4. The lift head system for a nuclear reactor pressure vessel according to claim 1, wherein the lift head system is provided with closable portals through which access may be gained.

5. The lift head system for a nuclear reactor pressure vessel according to claim 1, wherein the lift head system is provided with monitoring equipment to monitor the core internals.

6. The lift head system for a nuclear reactor pressure vessel according to claim 1, wherein the lift head system is provided with a drip tray.

7. The lift head system according to claim 1, wherein the lift head system is provided with a dehumidifier.

8. The lift head system for a nuclear reactor pressure vessel according to claim 1, wherein the lift head system is provided with a seal and a negative pressure system to contain any irradiated components.

9. A lift system for a reactor pressure vessel head of a nuclear reactor comprising: the lift head system according to claim 1; and a crane comprising a support and a winch system extendible from a retracted position to a lowered position; wherein the crane is coupled to the lift head system.

10. The lift system for the reactor pressure vessel head according to claim 9, wherein the lift system further comprises a second radiation shield for shielding any removed core internals separate from the nuclear reactor pressure vessel.

11. The lift system for the reactor pressure vessel head according to claim 10, wherein the second shield is a clam shell shield.

12. A nuclear reactor power plant comprising: a containment structure containing a nuclear reactor pressure vessel; the lift head system according to claim 1 mounted in a space above the containment structure; and wherein a hatch is provided to access the containment structure.

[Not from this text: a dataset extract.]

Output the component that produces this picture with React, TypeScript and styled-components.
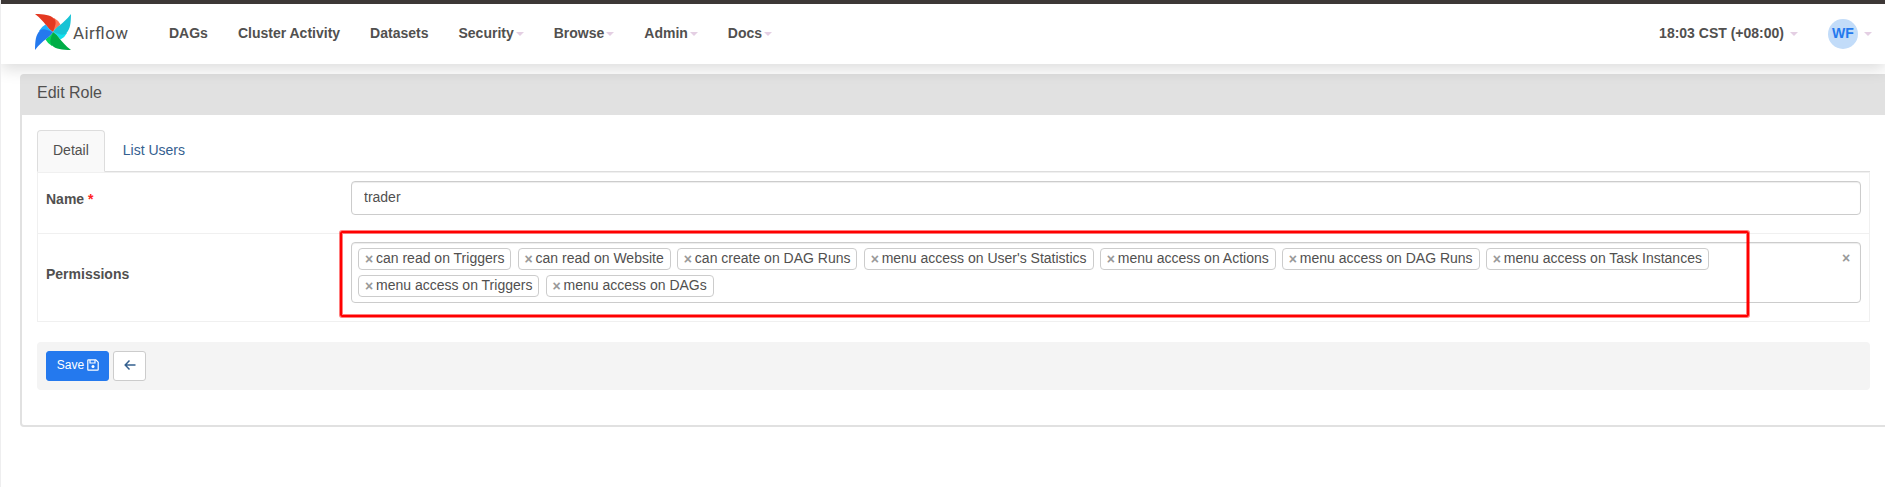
import React from 'react';
import styled, { createGlobalStyle } from 'styled-components';

const Global = createGlobalStyle`
  *, *::before, *::after { box-sizing: border-box; }
  body {
    margin: 0;
    background: #fff;
    color: #51504f;
    font: 14px/20px "Liberation Sans", Arial, sans-serif;
    overflow: hidden;
  }
`;

const Page = styled.div`
  height: 487px;
  border-left: 1px solid #eeeeef;
  overflow: hidden;
`;

const Navbar = styled.nav`
  position: relative;
  display: flex;
  align-items: center;
  height: 64px;
  border-top: 4px solid #3d3836;
  background: #fff;
  box-shadow: 0 5px 15px rgba(0, 0, 0, 0.14);
  font-weight: bold;
`;

const Brand = styled.a`
  display: flex;
  align-items: center;
  width: 94px;
  margin: -4px 25px 0 34px;
`;

const NavItem = styled.a<{ $gap?: number }>`
  display: flex;
  align-items: center;
  padding: 0 15px;
  margin-top: -2px;
  white-space: nowrap;
  gap: ${(p) => p.$gap ?? 2}px;
`;

const NavEnd = styled.div`
  display: flex;
  align-items: center;
  margin: 0 -2px 0 auto;
`;

const Caret = styled.span`
  margin-top: 2px;
  border: 4px solid transparent;
  border-top-color: #e4cfe3;
  border-bottom: 0;
`;

const Avatar = styled.span`
  width: 30px;
  height: 30px;
  margin-top: 2px;
  border-radius: 50%;
  background: #c2dcf9;
  color: #2479ee;
  line-height: 28px;
  text-align: center;
`;

const Panel = styled.section`
  width: 1890px;
  height: 353px;
  margin: 10px 0 0 19px;
  border: 2px solid #e1e1e1;
  border-radius: 4px;
`;

const PanelHead = styled.header`
  height: 39px;
  padding: 7px 15px;
  background: #e1e1e1;
  font-size: 16px;
`;

const PanelBody = styled.div`
  width: 1863px;
  padding: 15px;
`;

const Tabs = styled.div`
  display: flex;
  height: 42px;
  border-bottom: 1px solid #ddd;
`;

const Tab = styled.a<{ $active?: boolean }>`
  height: 42px;
  margin-right: 2px;
  padding: 9px 15px;
  border: 1px solid ${(p) => (p.$active ? '#ddd' : 'transparent')};
  border-bottom-color: ${(p) => (p.$active ? '#f9f9f9' : 'transparent')};
  border-radius: 4px 4px 0 0;
  background: ${(p) => (p.$active ? '#f9f9f9' : 'transparent')};
  background-clip: padding-box;
  color: ${(p) => (p.$active ? '#51504f' : '#34608f')};
`;

const Fields = styled.div`
  border: 1px solid #f0f0f0;
`;

const Field = styled.div<{ $height: number }>`
  display: grid;
  grid-template-columns: 305px 1fr;
  height: ${(p) => p.$height}px;
  padding: 8px;
  & + & { border-top: 1px solid #f0f0f0; }
`;

const Label = styled.label<{ $top: number }>`
  padding-top: ${(p) => p.$top}px;
  font-weight: bold;
`;

const Required = styled.span`
  color: #f22;
`;

const TextInput = styled.input`
  width: 100%;
  height: 34px;
  padding: 4px 12px 7px;
  border: 1px solid #ccc;
  border-radius: 4px;
  box-shadow: inset 0 1px 1px rgba(0, 0, 0, 0.075);
  color: inherit;
  font: inherit;
`;

const MultiSelect = styled.div`
  position: relative;
  display: flex;
  justify-content: space-between;
  height: 61px;
  padding: 5px 7px 0 6px;
  border: 1px solid #ccc;
  border-radius: 4px;
  box-shadow: inset 0 1px 1px rgba(0, 0, 0, 0.075);
`;

const Chips = styled.div`
  display: flex;
  flex-wrap: wrap;
  align-content: flex-start;
  gap: 5px 6.15px;
  width: 1430px;
`;

const Chip = styled.span`
  display: flex;
  height: 22px;
  padding: 0 6px;
  border: 1px solid #ccc;
  border-radius: 4px;
  line-height: 19px;
  white-space: nowrap;
`;

const Cross = styled.span`
  width: 11px;
  color: #999;
  font-weight: bold;
  line-height: 21px;
`;

const Highlight = styled.div`
  position: absolute;
  top: -12px;
  left: -12px;
  width: 1409px;
  height: 86px;
  border: 2px solid #f00;
  border-radius: 2px;
  box-shadow: 0 0 0 1px rgba(255, 0, 0, 0.5), inset 0 0 0 1px rgba(255, 0, 0, 0.5);
`;

const Actions = styled.div`
  display: flex;
  gap: 4px;
  height: 48px;
  margin-top: 20px;
  padding: 9px;
  border-radius: 4px;
  background: #f4f4f4;
`;

const Button = styled.button<{ $primary?: boolean }>`
  display: flex;
  align-items: center;
  justify-content: center;
  gap: 3px;
  width: ${(p) => (p.$primary ? 63 : 33)}px;
  height: 30px;
  padding: ${(p) => (p.$primary ? '0 0 2px 1px' : '0 0 3px 0')};
  border: 1px solid ${(p) => (p.$primary ? '#2479ee' : '#ccc')};
  border-radius: 3px;
  background: ${(p) => (p.$primary ? '#2479ee' : '#fff')};
  color: ${(p) => (p.$primary ? '#fff' : '#34608f')};
  font: 12px/18px "Liberation Sans", Arial, sans-serif;
`;

const blades = [
  { angle: 0, main: '#e43921', light: '#ff7557' },
  { angle: 90, main: '#17c3d5', light: '#11e1ee' },
  { angle: 180, main: '#00ad46', light: '#04d659' },
  { angle: 270, main: '#2479ee', light: '#21b0ff' },
];

const Logo = () => (
  <svg width="94" height="36" viewBox="0 0 94 36">
    {blades.map((b) => (
      <g key={b.angle} transform={`rotate(${b.angle} 18 18)`}>
        <path d="M18 18C20 14.5 23 13 25.5 10.5Q23 6 19 4Q19 8 18 18Z" fill={b.light} />
        <path d="M0 0C9 .2 15 .5 19.5 5Q21.5 8 20 12Q19.5 14 18 18C12 14.5 11 8.5 0 0Z" fill={b.main} />
      </g>
    ))}
    <text x="38" y="24.5" fontFamily="Roboto, sans-serif" fontSize="17" fontWeight="400" fill="#51504f" textLength="55">Airflow</text>
  </svg>
);

const SaveIcon = () => (
  <svg width="12" height="12" viewBox="0 0 12 12" fill="none" stroke="currentColor" strokeWidth="1.2">
    <path d="M1.5.8h7.3l2.4 2.4v7.3q0 .7-.7.7h-9q-.7 0-.7-.7v-9q0-.7.7-.7Z" />
    <path d="M3 1v3h5V1" />
    <circle cx="6" cy="7.6" r="1.5" fill="currentColor" stroke="none" />
  </svg>
);

const BackIcon = () => (
  <svg width="12" height="12" viewBox="0 0 12 12" fill="none" stroke="currentColor" strokeWidth="1.5">
    <path d="M11.5 6H1.3M5.5 1.6 1.2 6l4.3 4.4" />
  </svg>
);

const links = [
  { name: 'DAGs' },
  { name: 'Cluster Activity' },
  { name: 'Datasets' },
  { name: 'Security', menu: true },
  { name: 'Browse', menu: true },
  { name: 'Admin', menu: true },
  { name: 'Docs', menu: true },
];

const permissions = [
  'can read on Triggers',
  'can read on Website',
  'can create on DAG Runs',
  "menu access on User's Statistics",
  'menu access on Actions',
  'menu access on DAG Runs',
  'menu access on Task Instances',
  'menu access on Triggers',
  'menu access on DAGs',
];

export default function App() {
  return (
    <Page>
      <Global />
      <Navbar>
        <Brand><Logo /></Brand>
        {links.map((l) => (
          <NavItem key={l.name}>{l.name}{l.menu && <Caret />}</NavItem>
        ))}
        <NavEnd>
          <NavItem $gap={6}>18:03 CST (+08:00)<Caret /></NavItem>
          <NavItem $gap={6}><Avatar>WF</Avatar><Caret /></NavItem>
        </NavEnd>
      </Navbar>
      <Panel>
        <PanelHead>Edit Role</PanelHead>
        <PanelBody>
          <Tabs>
            <Tab $active>Detail</Tab>
            <Tab>List Users</Tab>
          </Tabs>
          <Fields>
            <Field $height={60}>
              <Label $top={8}>Name <Required>*</Required></Label>
              <TextInput defaultValue="trader" />
            </Field>
            <Field $height={88}>
              <Label $top={22}>Permissions</Label>
              <MultiSelect>
                <Chips>
                  {permissions.map((p) => (
                    <Chip key={p}><Cross>×</Cross>{p}</Chip>
                  ))}
                </Chips>
                <Cross>×</Cross>
                <Highlight />
              </MultiSelect>
            </Field>
          </Fields>
          <Actions>
            <Button $primary>Save<SaveIcon /></Button>
            <Button aria-label="Back"><BackIcon /></Button>
          </Actions>
        </PanelBody>
      </Panel>
    </Page>
  );
}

13. A nuclear reactor power plant comprising: a containment structure containing a nuclear reactor pressure vessel; the lift system according to claim 10; and; wherein the second radiation shield is connected to the lift head when the reactor pressure vessel head has been lifted into the space above the containment structure.

14. The nuclear reactor power plant according to claim 12, wherein a track is provided to move the lift head and the shield away from the hatch.

15. A lift system for the reactor pressure vessel head of a nuclear reactor comprising: the lift head system according to claim 1, and a hydraulic jack, which is coupled to the lift head system.

16. The lift system for the reactor pressure vessel head according to claim 9, wherein the crane is mounted on rails on a floor, or a gantry on a ceiling such as to be mobile.

Description

BRIEF DISCUSSION OF THE FIGURES

[0035] Embodiments of the invention will now be described by way of example with reference to the accompanying drawings in which:

[0036] FIG. 1 is a schematic diagram of a prior art refuelling method;

[0037] FIG. 2 is a schematic diagram of a PWR;

[0038] FIG. 3 shows a schematic of the removal of the reactor head

[0039] and FIG. 4 shows a cross section of a sealed reactor pressure vessel within a containment structure.

DETAILED DESCRIPTION

[0040] FIG. 2 is a schematic diagram of a PWR 20. An RPV 22 containing fuel assemblies is centrally located in the reactor. Clustered around the RPV are three steam generators 24 connected to the RPV by pipework 26 of the pressurised water, primary coolant circuit. Coolant pumps circulate pressurised water around the primary coolant circuit, taking heated water from the RPV to the steam generators, and cooled water from the steam generators to the RPV.

[0041] A pressuriser 28 maintains the water pressure in the primary coolant circuit at about 155 bar.

[0042] In the steam generators 24, heat is transferred from the pressurised water to feed water circulating in pipework 26 of a secondary coolant circuit, thereby producing steam which is used to drive turbines which in turn drive an electricity-generator. The steam is then condensed before returning to the steam generators.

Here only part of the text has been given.